Growing up in Ukraine, ‘blinchiki’, or pancakes, were an every day staple in our house. They came in every shape, form, and flavour imaginable. I loved everything about them. The smell, the warm kitchen, the hustle and bustle associated with cooking them, the sweet anticipation of my turn. I was particularly fond of the thick ‘blinchiki’. Transported from the hot skillet straight to the plate of the lucky person, they were then promptly topped with a generous dollop of sour cream, the holy grail of Eastern European cuisine. Sour cream gave everything a creamy and tangy richness, and it contrasted beautifully with the hot pancakes. There were sweet cottage cheese pancakes, apple pancakes, savoury potato pancakes, plain pancakes. I often dreamt about them, so it is quite strange that I have never made them until recently.

One day when I was looking for ways to use up my surplus sourdough starter, I came across a recipe for apple pancakes on Simple Bites blog, and I just knew I was going to recreate my childhood favourite, the zucchini ‘blinchiki’. With lots of sour cream.

Sourdough Zucchini Pancakes with sour cream, Ukrainean recipe

I found a sad looking courgette at the bottom of my fridge drawer that really needed to be used up.
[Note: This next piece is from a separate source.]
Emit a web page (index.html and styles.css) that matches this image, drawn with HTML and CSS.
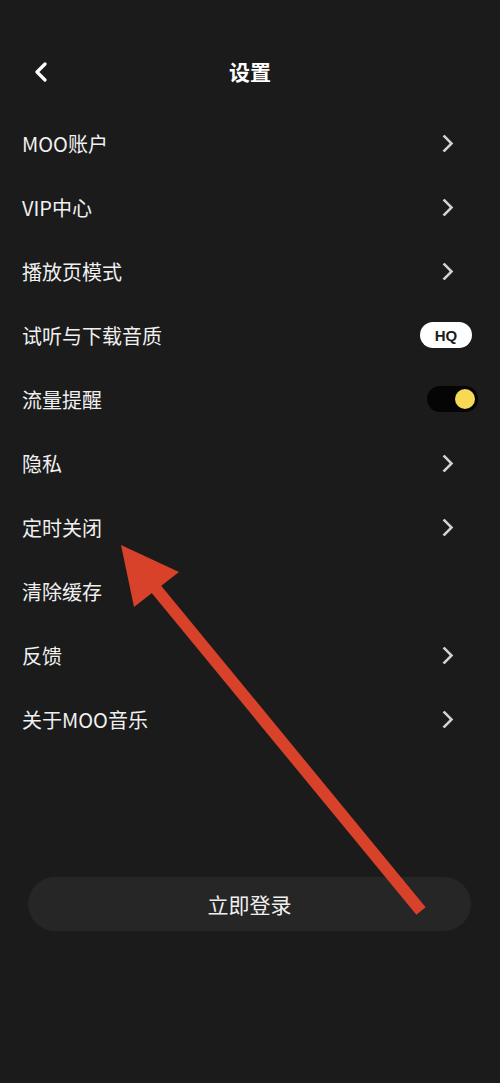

Then I sautéed a small onion until sweet and caramelised, and added it to the mixture, together with the coarsely grated zucchini, some chopped sweet red pepper, and finely diced spinach. The result was a stack of hearty and flavourful pancakes which we also enjoyed reheated the next day, or just plain cold. Patrick even used them as sandwich bread the next day, layering some pulled pork and cheese between two pancakes.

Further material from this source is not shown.